One night this week, I snuggled up to Matt in bed and told him what I wanted. I wanted to take our children to a fun restaurant — one which does not serve chicken nuggets — of my choice. I wanted him to take them shopping and help them choose small, appropriate gifts for me for my birthday and for Mother’s Day. I expected not to cook dinner on Mother’s Day. I’d also like a couple of hours “off.” Oh, and don’t bother buying a cake at the grocery store — I’d rather make my own. He appreciated my specificity. The next morning he said, “Hey would you mind emailing me at work with an outline of your expectations for the weekend? I was a little sleepy last night.”
Last night we took our kids to Tepanyaki (that’s the name and also the format — kind of like a pizza place called “Pizza”). Don’t bother telling me that this isn’t authentic Japanese food. I know. I still like it. And I have great childhood memories of a little place called Shoji’s. This used to be an occasional treat when I was a kid, and we found the knife-juggling chefs delightful. My boys felt the same way. They loved the onion-slice volcano, set on fire. They loved trying to catch a shrimp in their mouth. They loved the little chunks of meat, and trying to eat with chopsticks. I loved watching their faces light up. It was the perfect birthday dinner.
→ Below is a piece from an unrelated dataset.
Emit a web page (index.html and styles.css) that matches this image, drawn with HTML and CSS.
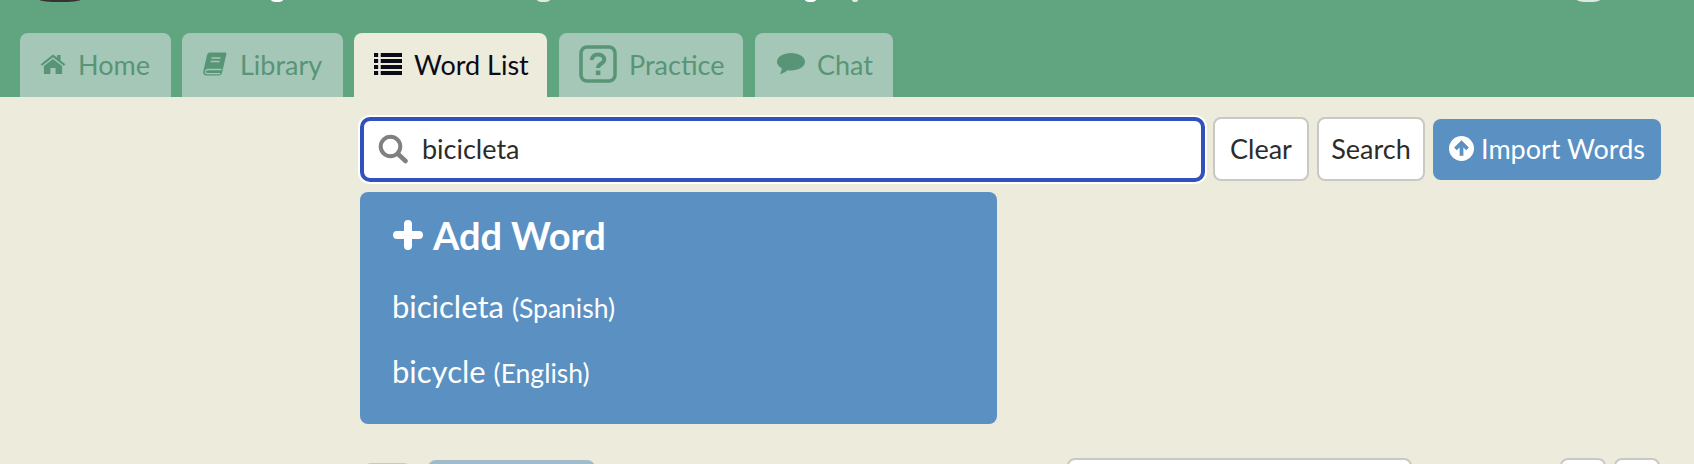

Matt took the boys to the grocery store after dinner to pick out cards and gifts (their gifts included Mike and Ikes, Junior Mints, and Hershey bars — I think they’ve been paying attention.) Bonus: He got their hair cut while he was at it.
People have done many nice things for me today. I had a couple of hours of shopping all by myself — heavenly. Matt came up with a great surprise — tickets to “Wait, wait, don’t tell me,” (if you don’t listen to NPR on Saturdays, you’re missing out). My sister Anne gave me a “Tremendous Tote of Targety Treats” (her words, not mine — if you don’t love Target, I can’t possibly understand why not). It has been a lovely, lovely day. And I haven’t cried. Not even once.